Aim:
Please write out the lines of the data exactly, beginning with the first and ending with the line containing "h-[916px] border-2 border-[#1883d7]"; leave the pictures behind.

----------------------------------------

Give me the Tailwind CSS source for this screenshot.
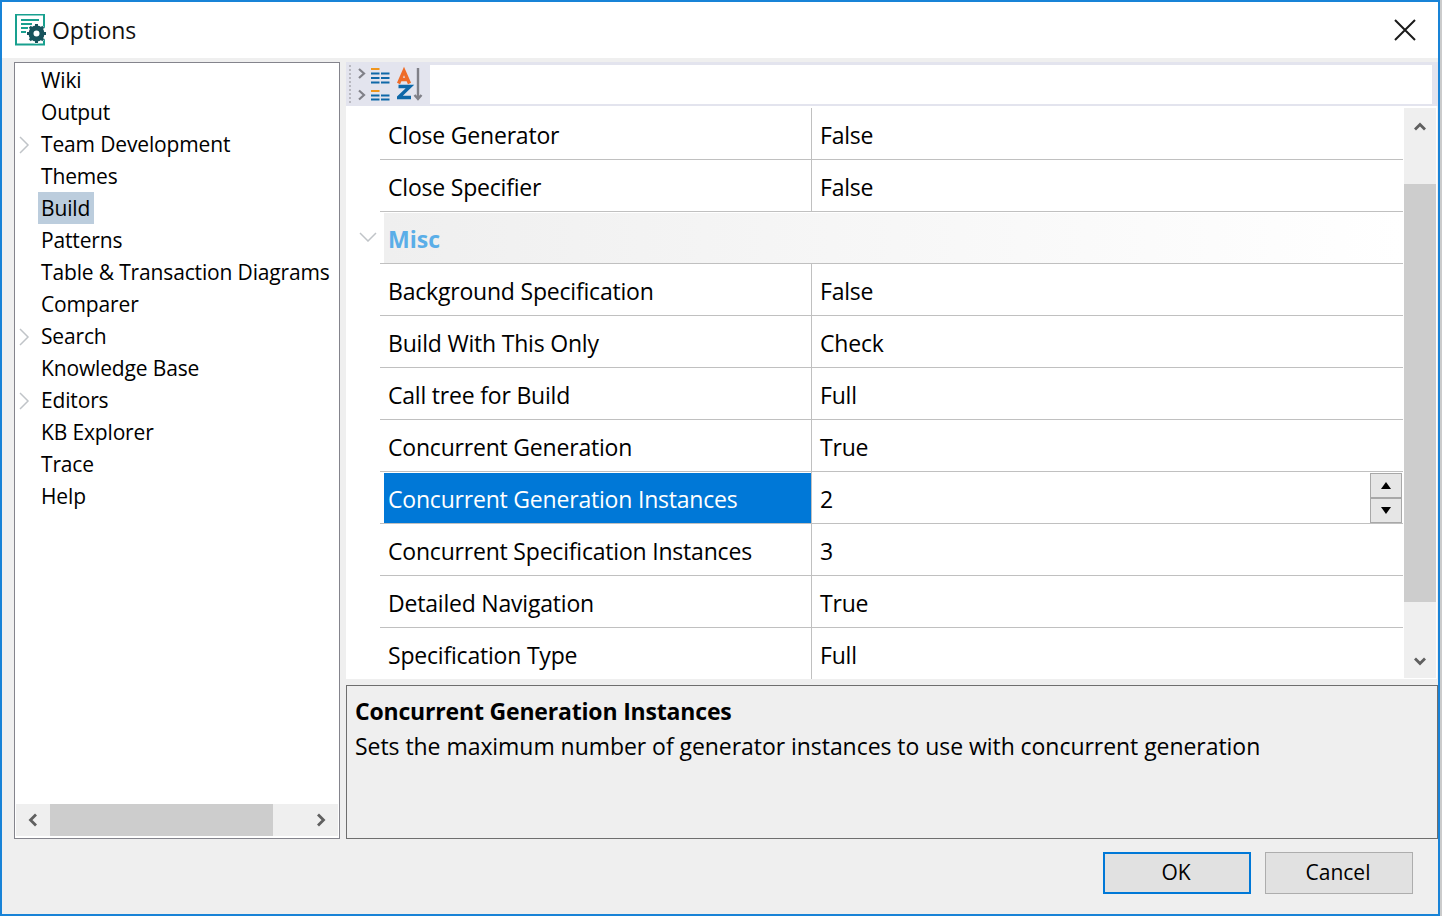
<!DOCTYPE html>
<html lang="en">

<head>
    <meta charset="UTF-8">
    <title>Options</title>
    <script src="https://cdn.jsdelivr.net/npm/@tailwindcss/browser@4"></script>
</head>

<body class="bg-[#cbcbcb]">
    <!-- Dialog -->
    <div class="w-[1440px] h-[916px] border-2 border-[#1883d7] bg-[#efefef] flex flex-col overflow-hidden text-black font-['Open_Sans','Noto_Sans',sans-serif]">

        <!-- Title bar -->
        <header class="h-[56px] shrink-0 bg-white flex items-center pl-[13px] pr-[22px]">
            <svg class="w-[32px] h-[32px] shrink-0" viewBox="0 0 32 32">
                <rect x="1" y="0.500" width="28" height="30" fill="#fff" stroke="#18a08f" stroke-width="2" />
                <path d="M6 6h18M6 10h11M6 14h7M6 18h5" stroke="#18a08f" stroke-width="1.800" />
                <circle cx="21.500" cy="19.500" r="10" fill="#fff" />
                <circle cx="21.500" cy="19.500" r="5.500" fill="none" stroke="#17535c" stroke-width="5" />
                <path d="M21.500 10v3M21.500 26v3M12 19.500h3M28 19.500h3M14.800 12.800l2.200 2.200M26 24l2.200 2.200M14.800 26.200l2.200-2.200M26 15l2.200-2.200" stroke="#17535c" stroke-width="3" />
            </svg>
            <span class="ml-[5px] text-[23px] tracking-[-0.1px] text-[#111]">Options</span>
            <svg class="ml-auto w-[22px] h-[22px]" viewBox="0 0 22 22">
                <path d="M1 1l20 20M21 1L1 21" stroke="#1a1a1a" stroke-width="2" fill="none" />
            </svg>
        </header>

        <!-- Main area -->
        <div class="flex-1 min-h-0 flex pt-[4px] pl-[12px] gap-[6px]">

            <!-- Tree -->
            <aside class="w-[326px] h-[777px] shrink-0 border border-[#84848c] bg-white flex flex-col text-[21px] tracking-[-0.15px]">
                <ul class="flex-1 pl-[23px] pt-[1px] overflow-hidden">
                    <li class="h-[32px] pt-[1px] flex items-center relative"><span class="px-[3px]">Wiki</span></li>
                    <li class="h-[32px] pt-[1px] flex items-center relative"><span class="px-[3px]">Output</span></li>
                    <li class="h-[32px] pt-[1px] flex items-center relative">
                        <svg class="absolute left-[-20px] w-[12px] h-[18px]" viewBox="0 0 12 18"><path d="M2 1l8 8-8 8" fill="none" stroke="#c0c4c8" stroke-width="1.500" /></svg>
                        <span class="px-[3px]">Team Development</span>
                    </li>
                    <li class="h-[32px] pt-[1px] flex items-center relative"><span class="px-[3px]">Themes</span></li>
                    <li class="h-[32px] flex items-center relative"><span class="pl-[3px] pr-[4px] bg-[#bccddd] h-[32px] leading-[33px]">Build</span></li>
                    <li class="h-[32px] pt-[1px] flex items-center relative"><span class="px-[3px]">Patterns</span></li>
                    <li class="h-[32px] pt-[1px] flex items-center relative"><span class="px-[3px] whitespace-nowrap">Table &amp; Transaction Diagrams</span></li>
                    <li class="h-[32px] pt-[1px] flex items-center relative"><span class="px-[3px]">Comparer</span></li>
                    <li class="h-[32px] pt-[1px] flex items-center relative">
                        <svg class="absolute left-[-20px] w-[12px] h-[18px]" viewBox="0 0 12 18"><path d="M2 1l8 8-8 8" fill="none" stroke="#c0c4c8" stroke-width="1.500" /></svg>
                        <span class="px-[3px]">Search</span>
                    </li>
                    <li class="h-[32px] pt-[1px] flex items-center relative"><span class="px-[3px]">Knowledge Base</span></li>
                    <li class="h-[32px] pt-[1px] flex items-center relative">
                        <svg class="absolute left-[-20px] w-[12px] h-[18px]" viewBox="0 0 12 18"><path d="M2 1l8 8-8 8" fill="none" stroke="#c0c4c8" stroke-width="1.500" /></svg>
                        <span class="px-[3px]">Editors</span>
                    </li>
                    <li class="h-[32px] pt-[1px] flex items-center relative"><span class="px-[3px]">KB Explorer</span></li>
                    <li class="h-[32px] pt-[1px] flex items-center relative"><span class="px-[3px]">Trace</span></li>
                    <li class="h-[32px] pt-[1px] flex items-center relative"><span class="px-[3px]">Help</span></li>
                </ul>
                <!-- Horizontal scrollbar -->
                <div class="h-[32px] mx-[1px] mb-[2px] bg-[#efefef] flex items-center shrink-0">
                    <div class="w-[34px] flex justify-center">
                        <svg class="w-[10px] h-[14px]" viewBox="0 0 10 14"><path d="M8 1.500L2.500 7 8 12.500" fill="none" stroke="#606060" stroke-width="2.800" /></svg>
                    </div>
                    <div class="w-[223px] h-full bg-[#cdcdcd]"></div>
                    <div class="flex-1 flex justify-end pr-[12px]">
                        <svg class="w-[10px] h-[14px]" viewBox="0 0 10 14"><path d="M2 1.500L7.500 7 2 12.500" fill="none" stroke="#606060" stroke-width="2.800" /></svg>
                    </div>
                </div>
            </aside>

            <!-- Right column -->
            <section class="w-[1092px] h-[777px] shrink-0 flex flex-col">

                <!-- Toolbar -->
                <div class="h-[44px] shrink-0 bg-[#e3e4ee] flex items-center pl-[3px] pr-[6px]">
                    <div class="w-[2px] h-[38px] border-l-2 border-dotted border-[#b8b8c0]"></div>
                    <svg class="ml-[6px] w-[34px] h-[36px] shrink-0" viewBox="0 0 34 36">
                        <path d="M2 3l5 4.500L2 12M2 24.500l5 4.500-5 4.500" fill="none" stroke="#808088" stroke-width="2.200" />
                        <path d="M14 3h8.500M14 25h8.500" stroke="#f0961e" stroke-width="2" />
                        <path d="M14 7.500h8.500M24 7.500h8.500M14 12h8.500M24 12h8.500M14 16.500h8.500M24 16.500h8.500M14 29.500h8.500M24 29.500h8.500M14 33.500h8.500M24 33.500h8.500" stroke="#0f68a8" stroke-width="2" />
                    </svg>
                    <svg class="ml-[6px] w-[28px] h-[36px] shrink-0" viewBox="0 0 28 36">
                        <path d="M1.500 17.500L7 5l5.500 12.500M3.500 13.500h7" fill="none" stroke="#ee6c28" stroke-width="3.400" />
                        <path d="M1.500 20.500h11.500L1.500 31.500H14" fill="none" stroke="#0f68a8" stroke-width="3.400" />
                        <path d="M21 2v31M17.500 29l3.500 4 3.500-4" fill="none" stroke="#808088" stroke-width="2.400" />
                    </svg>
                    <div class="ml-[5px] flex-1 h-[39px] bg-white"></div>
                </div>

                <!-- Property grid -->
                <div class="h-[573px] shrink-0 mr-[1px] pt-[2px] bg-white flex text-[23px] tracking-[-0.2px] overflow-hidden">
                    <div class="flex-1 min-w-0 pl-[34px]">
                        <div class="h-[52px] flex border-b border-[#c0c0c0]">
                            <div class="w-[432px] pl-[8px] pt-[4px] flex items-center border-r border-[#c0c0c0]">Close Generator</div>
                            <div class="pl-[8px] pt-[4px] flex items-center">False</div>
                        </div>
                        <div class="h-[52px] flex border-b border-[#c0c0c0]">
                            <div class="w-[432px] pl-[8px] pt-[4px] flex items-center border-r border-[#c0c0c0]">Close Specifier</div>
                            <div class="pl-[8px] pt-[4px] flex items-center">False</div>
                        </div>
                        <!-- Misc category -->
                        <div class="h-[52px] flex border-b border-[#c0c0c0] relative">
                            <svg class="absolute left-[-21px] top-[20px] w-[18px] h-[10px]" viewBox="0 0 18 10"><path d="M1 1l8 8 8-8" fill="none" stroke="#c0c4c8" stroke-width="1.500" /></svg>
                            <div class="flex-1 ml-[4px] mt-[1px] pl-[4px] pt-[3px] flex items-center font-bold tracking-normal text-[#5aaee8] bg-gradient-to-r from-[#efefef] to-white">Misc</div>
                        </div>
                        <div class="h-[52px] flex border-b border-[#c0c0c0]">
                            <div class="w-[432px] pl-[8px] pt-[4px] flex items-center border-r border-[#c0c0c0]">Background Specification</div>
                            <div class="pl-[8px] pt-[4px] flex items-center">False</div>
                        </div>
                        <div class="h-[52px] flex border-b border-[#c0c0c0]">
                            <div class="w-[432px] pl-[8px] pt-[4px] flex items-center border-r border-[#c0c0c0]">Build With This Only</div>
                            <div class="pl-[8px] pt-[4px] flex items-center">Check</div>
                        </div>
                        <div class="h-[52px] flex border-b border-[#c0c0c0]">
                            <div class="w-[432px] pl-[8px] pt-[4px] flex items-center border-r border-[#c0c0c0]">Call tree for Build</div>
                            <div class="pl-[8px] pt-[4px] flex items-center">Full</div>
                        </div>
                        <div class="h-[52px] flex border-b border-[#c0c0c0]">
                            <div class="w-[432px] pl-[8px] pt-[4px] flex items-center border-r border-[#c0c0c0]">Concurrent Generation</div>
                            <div class="pl-[8px] pt-[4px] flex items-center">True</div>
                        </div>
                        <!-- Selected row -->
                        <div class="h-[52px] flex border-b border-[#c0c0c0]">
                            <div class="w-[432px] pl-[4px] pt-[1px] flex items-stretch border-r border-[#c0c0c0]">
                                <div class="flex-1 pl-[4px] pt-[3px] flex items-center bg-[#0078d7] text-white whitespace-nowrap">Concurrent Generation Instances</div>
                            </div>
                            <div class="flex-1 pl-[8px] flex items-center">
                                <span class="pt-[4px]">2</span>
                                <div class="ml-auto mr-[1px] w-[32px] h-[50px] flex flex-col border border-[#a8a8a8] bg-[#e6e6e6]">
                                    <div class="flex-1 flex items-center justify-center border-b-2 border-[#a8a8a8]">
                                        <svg class="w-[10px] h-[7px]" viewBox="0 0 10 7"><path d="M5 0l5 7H0z" fill="#000" /></svg>
                                    </div>
                                    <div class="flex-1 flex items-center justify-center">
                                        <svg class="w-[10px] h-[7px]" viewBox="0 0 10 7"><path d="M5 7l5-7H0z" fill="#000" /></svg>
                                    </div>
                                </div>
                            </div>
                        </div>
                        <div class="h-[52px] flex border-b border-[#c0c0c0]">
                            <div class="w-[432px] pl-[8px] pt-[4px] flex items-center border-r border-[#c0c0c0]">Concurrent Specification Instances</div>
                            <div class="pl-[8px] pt-[4px] flex items-center">3</div>
                        </div>
                        <div class="h-[52px] flex border-b border-[#c0c0c0]">
                            <div class="w-[432px] pl-[8px] pt-[4px] flex items-center border-r border-[#c0c0c0]">Detailed Navigation</div>
                            <div class="pl-[8px] pt-[4px] flex items-center">True</div>
                        </div>
                        <div class="h-[52px] flex">
                            <div class="w-[432px] pl-[8px] pt-[2px] flex items-center border-r border-[#c0c0c0]">Specification Type</div>
                            <div class="pl-[8px] pt-[2px] flex items-center">Full</div>
                        </div>
                    </div>
                    <!-- Vertical scrollbar -->
                    <div class="w-[32px] h-[570px] shrink-0 mx-[1px] bg-[#efefef] flex flex-col">
                        <div class="h-[76px] flex justify-center pt-[14px]">
                            <svg class="w-[12px] h-[9px]" viewBox="0 0 12 9"><path d="M1 7.500l5-5 5 5" fill="none" stroke="#606060" stroke-width="2.800" /></svg>
                        </div>
                        <div class="h-[418px] bg-[#cdcdcd]"></div>
                        <div class="flex-1 flex justify-center items-end pb-[12px]">
                            <svg class="w-[12px] h-[9px]" viewBox="0 0 12 9"><path d="M1 1.500l5 5 5-5" fill="none" stroke="#606060" stroke-width="2.800" /></svg>
                        </div>
                    </div>
                </div>

                <!-- Description -->
                <div class="mt-[6px] flex-1 border border-[#6e6e6e] bg-[#efefef] pl-[8px] pt-[8px] text-[23px]">
                    <h2 class="font-bold leading-[34px] tracking-[-0.18px]">Concurrent Generation Instances</h2>
                    <p class="leading-[36px] tracking-[-0.05px]">Sets the maximum number of generator instances to use with concurrent generation</p>
                </div>
            </section>
        </div>

        <!-- Footer buttons -->
        <footer class="h-[75px] shrink-0 flex justify-end items-start gap-[14px] pr-[25px] pt-[13px] text-[21px]">
            <button class="w-[148px] h-[42px] border-2 border-[#0078d7] bg-[#e1e1e1] pr-[2px]">OK</button>
            <button class="w-[148px] h-[42px] border border-[#adadad] bg-[#e1e1e1] pr-[2px]">Cancel</button>
        </footer>
    </div>
</body>

</html>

----------------------------------------

Result:
Give me the Tailwind CSS source for this screenshot.
<!DOCTYPE html>
<html lang="en">

<head>
    <meta charset="UTF-8">
    <title>Options</title>
    <script src="https://cdn.jsdelivr.net/npm/@tailwindcss/browser@4"></script>
</head>

<body class="bg-[#cbcbcb]">
    <!-- Dialog -->
    <div class="w-[1440px] h-[916px] border-2 border-[#1883d7] bg-[#efefef] flex flex-col overflow-hidden text-black font-['Open_Sans','Noto_Sans',sans-serif]">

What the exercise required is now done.